Problem to work on: Gather each line of the records where "with" appears.

(Pages as source code)
Start
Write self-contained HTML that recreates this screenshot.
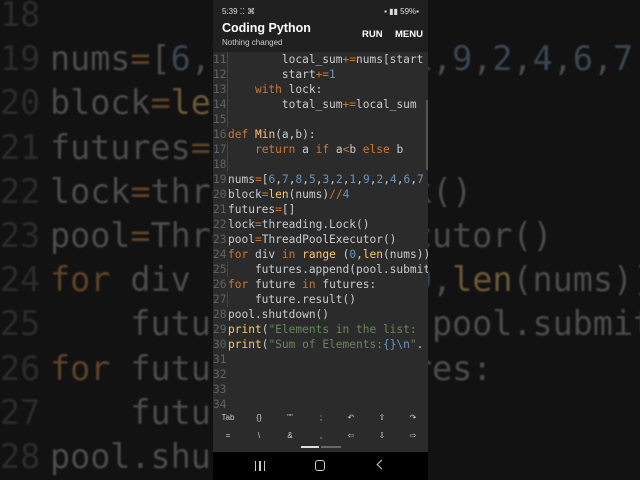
<!DOCTYPE html>
<html><head><meta charset="utf-8"><style>
*{margin:0;padding:0;box-sizing:border-box}
body{width:640px;height:480px;overflow:hidden;background:#121212;position:relative;font-family:"DejaVu Sans Mono","Liberation Mono",monospace}
.bg{position:absolute;left:0;top:-7px;font-size:33.4px;line-height:44.2px;white-space:pre;color:#4c4c4c;filter:blur(0.8px)}
.bg .n{color:#2c2c2c;display:inline-block;width:50px}
.bg .k{color:#5e4328}.bg .d{color:#3c4754}.bg .f{color:#6a5a36}.bg .o{color:#5e4328}.bg .s{color:#3c4a37}
.ph{position:absolute;left:213px;top:0;width:215px;height:480px;background:#2b2b2b;overflow:hidden}
.sb{height:20px;background:#202020;color:#ddd;font:8px "Liberation Sans",sans-serif;padding:7px 9px 0}
.hd{height:32px;background:#202020;position:relative;font-family:"Liberation Sans",sans-serif;color:#fff}
.hd .t{position:absolute;left:9px;top:1px;font-size:12.5px;font-weight:bold}
.hd .st{position:absolute;left:9px;top:18px;font-size:8px;color:#ccc}
.hd .b{position:absolute;top:9px;font-size:9.5px;font-weight:bold}
.ed{position:absolute;top:52px;left:0;width:215px;font-size:11.2px;line-height:15px;white-space:pre;color:#c8ccd0}
.ln{display:inline-block;width:15px;color:#5f6366;text-align:left;border-right:1px solid #444;margin-right:0}
.g{border-left:1px solid #444}
.k{color:#cc7832}.d{color:#6897bb}.f{color:#ffc66d}.s{color:#6a8759}.o{color:#cc7832}
.tb{position:absolute;top:408px;left:0;width:215px;height:44px;background:#2b2b2b;font:8px "Liberation Sans",sans-serif;color:#ccc}
.tb span{position:absolute;width:20px;text-align:center;margin-left:-10px}
.nav{position:absolute;top:452px;left:0;width:215px;height:28px;background:#000}
</style></head><body>
<div class="bg"><span class="n">18</span>
<span class="n">19</span>nums<span class="o">=</span>[<span class="d">6</span>,<span class="d">7</span>,<span class="d">8</span>,<span class="d">5</span>,<span class="d">3</span>,<span class="d">2</span>,<span class="d">1</span>,<span class="d">9</span>,<span class="d">2</span>,<span class="d">4</span>,<span class="d">6</span>,<span class="d">7</span>
<span class="n">20</span>block<span class="o">=</span><span class="f">len</span>(nums)<span class="o">//</span><span class="d">4</span>
<span class="n">21</span>futures<span class="o">=</span>[]
<span class="n">22</span>lock<span class="o">=</span>threading.Lock()
<span class="n">23</span>pool<span class="o">=</span>ThreadPoolExecutor()
<span class="n">24</span><span class="k">for</span> div <span class="k">in</span> <span class="f">range</span> (<span class="d">0</span>,<span class="f">len</span>(nums))
<span class="n">25</span>    futures.append(pool.submit
<span class="n">26</span><span class="k">for</span> future <span class="k">in</span> futures:
<span class="n">27</span>    future.result()
<span class="n">28</span>pool.shutdown()</div>
<div class="ph">
<div class="sb">5:39 ⁚⁚ ⌘<span style="float:right">▪ ▮▮ 59%▪</span></div>
<div class="hd"><div class="t">Coding Python</div><div class="st">Nothing changed</div><div class="b" style="left:149px">RUN</div><div class="b" style="left:182px">MENU</div></div>
<div class="ed"><span class="ln">11</span>        local_sum<span class="o">+=</span>nums[start
<span class="ln">12</span>        start<span class="o">+=</span><span class="d">1</span>
<span class="ln">13</span>    <span class="k">with</span> lock:
<span class="ln">14</span>        total_sum<span class="o">+=</span>local_sum
<span class="ln">15</span>
<span class="ln" style="border:0">16</span><span class="k">def</span> <span class="f">Min</span>(a,b):
<span class="ln">17</span>    <span class="k">return</span> a <span class="k">if</span> a<span class="o">&lt;</span>b <span class="k">else</span> b
<span class="ln">18</span>
<span class="ln" style="border:0">19</span>nums<span class="o">=</span>[<span class="d">6</span>,<span class="d">7</span>,<span class="d">8</span>,<span class="d">5</span>,<span class="d">3</span>,<span class="d">2</span>,<span class="d">1</span>,<span class="d">9</span>,<span class="d">2</span>,<span class="d">4</span>,<span class="d">6</span>,<span class="d">7</span>
<span class="ln" style="border:0">20</span>block<span class="o">=</span><span class="f">len</span>(nums)<span class="o">//</span><span class="d">4</span>
<span class="ln" style="border:0">21</span>futures<span class="o">=</span>[]
<span class="ln" style="border:0">22</span>lock<span class="o">=</span>threading.Lock()
<span class="ln" style="border:0">23</span>pool<span class="o">=</span>ThreadPoolExecutor()
<span class="ln" style="border:0">24</span><span class="k">for</span> div <span class="k">in</span> <span class="f">range</span> (<span class="d">0</span>,<span class="f">len</span>(nums))
<span class="ln">25</span>    futures.append(pool.submit
<span class="ln" style="border:0">26</span><span class="k">for</span> future <span class="k">in</span> futures:
<span class="ln">27</span>    future.result()
<span class="ln" style="border:0">28</span>pool.shutdown()
<span class="ln" style="border:0">29</span><span class="f">print</span>(<span class="s">"Elements in the list: </span>
<span class="ln" style="border:0">30</span><span class="f">print</span>(<span class="s">"Sum of Elements:</span><span class="d">{}\n</span><span class="s">"</span>.
<span class="ln" style="border:0">31</span>
<span class="ln" style="border:0">32</span>
<span class="ln" style="border:0">33</span>
<span class="ln" style="border:0">34</span></div>
<div style="position:absolute;left:213px;top:100px;width:2px;height:70px;background:#555"></div>
<div class="tb">
<span style="left:15px;top:5px">Tab</span><span style="left:46px;top:5px">{}</span><span style="left:77px;top:5px">""</span><span style="left:108px;top:5px">;</span><span style="left:138px;top:5px">↶</span><span style="left:169px;top:5px">⇧</span><span style="left:200px;top:5px">↷</span>
<span style="left:15px;top:23px">=</span><span style="left:46px;top:23px">\</span><span style="left:77px;top:23px">&amp;</span><span style="left:108px;top:23px">,</span><span style="left:138px;top:23px">⇦</span><span style="left:169px;top:23px">⇩</span><span style="left:200px;top:23px">⇨</span>
<div style="position:absolute;left:88px;top:38px;width:18px;height:2px;background:#ddd"></div>
<div style="position:absolute;left:108px;top:38px;width:20px;height:2px;background:#666"></div>
</div>
<div class="nav">
<div style="position:absolute;left:42px;top:9px;width:10px;height:10px;border-left:1.5px solid #ccc;border-right:1.5px solid #ccc"><div style="margin:0 auto;width:1.5px;height:10px;background:#ccc"></div></div>
<div style="position:absolute;left:102px;top:8px;width:10px;height:11px;border:1.5px solid #ccc;border-radius:3px"></div>
<div style="position:absolute;left:165px;top:9px;width:7px;height:7px;border-left:1.5px solid #ccc;border-bottom:1.5px solid #ccc;transform:rotate(45deg)"></div>
</div>
</div>
</body></html>
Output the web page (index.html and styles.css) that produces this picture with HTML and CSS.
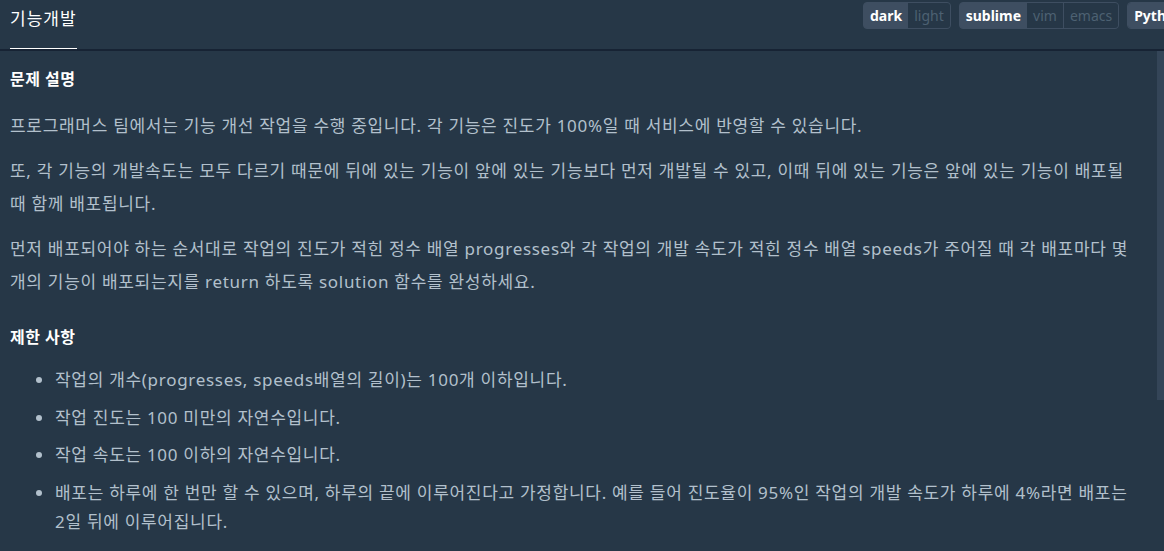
FILE: index.html
```html
<!DOCTYPE html>
<html lang="ko">
<head>
<meta charset="utf-8">
<title>기능개발</title>
<link rel="stylesheet" href="styles.css">
</head>
<body>
<div class="page">
  <header class="header">
    <div class="tabs">
      <div class="tab">기능개발</div>
    </div>
    <div class="toolbar">
      <div class="seg">
        <span class="opt on">dark</span><span class="opt">light</span>
      </div>
      <div class="seg">
        <span class="opt on">sublime</span><span class="opt">vim</span><span class="opt">emacs</span>
      </div>
      <div class="seg">
        <span class="opt on">Python3</span>
      </div>
    </div>
  </header>
  <main class="content">
    <h6 class="title">문제 설명</h6>
    <p class="para">프로그래머스 팀에서는 기능 개선 작업을 수행 중입니다. 각 기능은 진도가 100%일 때 서비스에 반영할 수 있습니다.</p>
    <p class="para">또, 각 기능의 개발속도는 모두 다르기 때문에 뒤에 있는 기능이 앞에 있는 기능보다 먼저 개발될 수 있고, 이때 뒤에 있는 기능은 앞에 있는 기능이 배포될 때 함께 배포됩니다.</p>
    <p class="para">먼저 배포되어야 하는 순서대로 작업의 진도가 적힌 정수 배열 progresses와 각 작업의 개발 속도가 적힌 정수 배열 speeds가 주어질 때 각 배포마다 몇 개의 기능이 배포되는지를 return 하도록 solution 함수를 완성하세요.</p>
    <h6 class="title title-gap">제한 사항</h6>
    <ul class="rules">
      <li>작업의 개수(progresses, speeds배열의 길이)는 100개 이하입니다.</li>
      <li>작업 진도는 100 미만의 자연수입니다.</li>
      <li>작업 속도는 100 이하의 자연수입니다.</li>
      <li>배포는 하루에 한 번만 할 수 있으며, 하루의 끝에 이루어진다고 가정합니다. 예를 들어 진도율이 95%인 작업의 개발 속도가 하루에 4%라면 배포는 2일 뒤에 이루어집니다.</li>
    </ul>
  </main>
  <div class="thumb"></div>
</div>
</body>
</html>
```

FILE: styles.css
```css
html, body {
  margin: 0;
  padding: 0;
  background: #263747;
  overflow: hidden;
}

.page {
  position: relative;
  width: 1164px;
  height: 551px;
  overflow: hidden;
  font-family: "Noto Sans", "Noto Sans CJK KR", sans-serif;
  color: #b2c0cc;
}

.header {
  display: grid;
  grid-template-columns: 863px 1fr;
  height: 51px;
  box-sizing: border-box;
  border-bottom: 2px solid #172334;
  overflow: hidden;
}

.tabs {
  display: flex;
  padding-left: 10px;
}

.tab {
  box-sizing: border-box;
  height: 51px;
  margin-bottom: -2px;
  padding-top: 6px;
  line-height: 24px;
  font-size: 17px;
  letter-spacing: 1px;
  color: #ffffff;
  border-bottom: 3px solid #ffffff;
  font-family: "Noto Sans CJK KR", sans-serif;
}

.toolbar {
  display: flex;
  align-items: flex-start;
  gap: 8px;
  padding-top: 2px;
  white-space: nowrap;
}

.seg {
  display: flex;
  flex: none;
  height: 27px;
  box-sizing: border-box;
  border: 1px solid #3e4e61;
  border-radius: 4px;
  background: #3e4e61;
  overflow: hidden;
}

.opt {
  display: flex;
  align-items: center;
  padding: 0 6px;
  font-size: 14px;
  color: #4d6172;
  background: #263747;
  border-left: 1px solid #3e4e61;
}

.opt.on {
  color: #ffffff;
  font-weight: 700;
  background: #3e4e61;
  border-left: none;
}

.opt.on + .opt {
  border-left: none;
}

.content {
  padding: 16px 10px 0 10px;
}

.title {
  margin: 0 0 18px 0;
  font-size: 16px;
  line-height: 24px;
  font-weight: 700;
  color: #ffffff;
  letter-spacing: 0.5px;
}

.title-gap {
  margin-top: 27px;
  margin-bottom: 16px;
}

.para {
  margin: 0 0 12px 0;
  font-size: 17px;
  letter-spacing: 0.7px;
  line-height: 33px;
  padding-right: 14px;
  word-break: keep-all;
}

.rules {
  margin: 0;
  padding-left: 45px;
  font-size: 17px;
  letter-spacing: 0.7px;
  line-height: 29px;
  word-break: keep-all;
}

.rules li {
  margin-bottom: 8.5px;
  padding-right: 14px;
}

.thumb {
  position: absolute;
  top: 51px;
  right: 0;
  width: 7px;
  height: 349px;
  background: #344558;
}
```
End
Result for this exercise:
<span class="ln">13</span>    <span class="k">with</span> lock:
Output the web page (index.html and styles.css) that produces this picture with HTML and CSS.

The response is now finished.